Bei Yahoo liefen die Spiele auf großen Flachbildschirmen in unserer Kaffee-Bar im Erdgeschoß. Die meisten fingen um 9:00 morgens oder um 11:00 Uhr vormittags an, und es fanden sich immer kleinere und auch mal größere Gruppen von Angestellten, die sich zwei Stunden freinahmen, um ein Match zu verfolgen. Sogar einige Amerikaner gesellten sich dazu! Beim Argentinien-Spiel haben übrigens die meisten für Deutschland gejubelt.

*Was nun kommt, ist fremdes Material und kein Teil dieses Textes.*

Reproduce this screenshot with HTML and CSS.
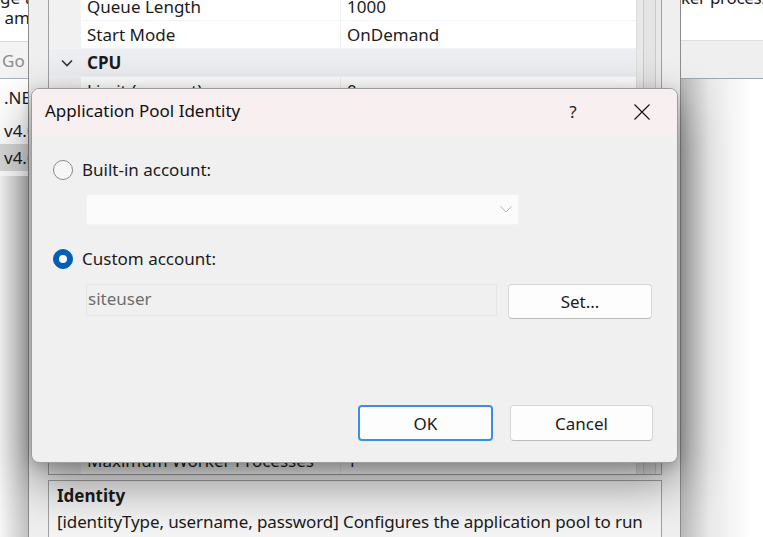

Großleinwände wie in Deutschland gab es in den USA nicht, und so dachte sich ein deutscher Einwanderer in San Francisco einen Plan aus: Er wollte einen großen Fernsehschirm mieten und das Spiel im Dolores Park in San Francisco zeigen. Im Hinterkopf hatte er wohl den Gedanken, dass die Deutschen im Finale spielen würden, aber das hat dann ja leider nicht geklappt.

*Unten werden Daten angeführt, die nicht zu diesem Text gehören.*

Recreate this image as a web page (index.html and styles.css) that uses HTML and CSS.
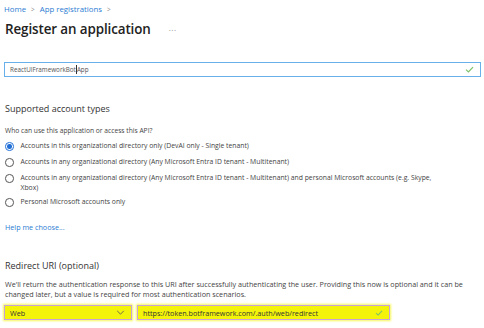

Aber gesagt, getan, der deutsche Jens-Peter Jungclaussen holte die für die Veranstaltungen erforderlichen Genehmigungen von der Stadt San Francisco ein, mietete die notwendige Anzahl von Klohäuseln und sogar für die Sicherheit zuständige Polizisten mussten her.
Alles in allem kostete der Spaß etwa $17.000, die er durch Würstlverkauf und freiwillige Spenden wieder reinholen wollte. Er hatte wohl mit ein paar Hundert Zuschauern gerechnet, aber was dann aufgrund von Mundpropaganda, einer E-Mail-Lawine im Internet und schließlich auch durch die Bekanntgabe in einer großen Zeitung passierte, war unglaublich: Etwa 7.000 Leute liefen ein! In San Francisco mangelt's nicht an Italienern und auch eine stattliche Anzahl Franzosen gibt's. Und sogar eine Deutschlandfahne wurde gesichtet! Soviele Menschen habe ich noch nie in dem doch recht kleinen Dolores Park gesehen, da saßen wirklich Mann an Mann auf dem Rasen.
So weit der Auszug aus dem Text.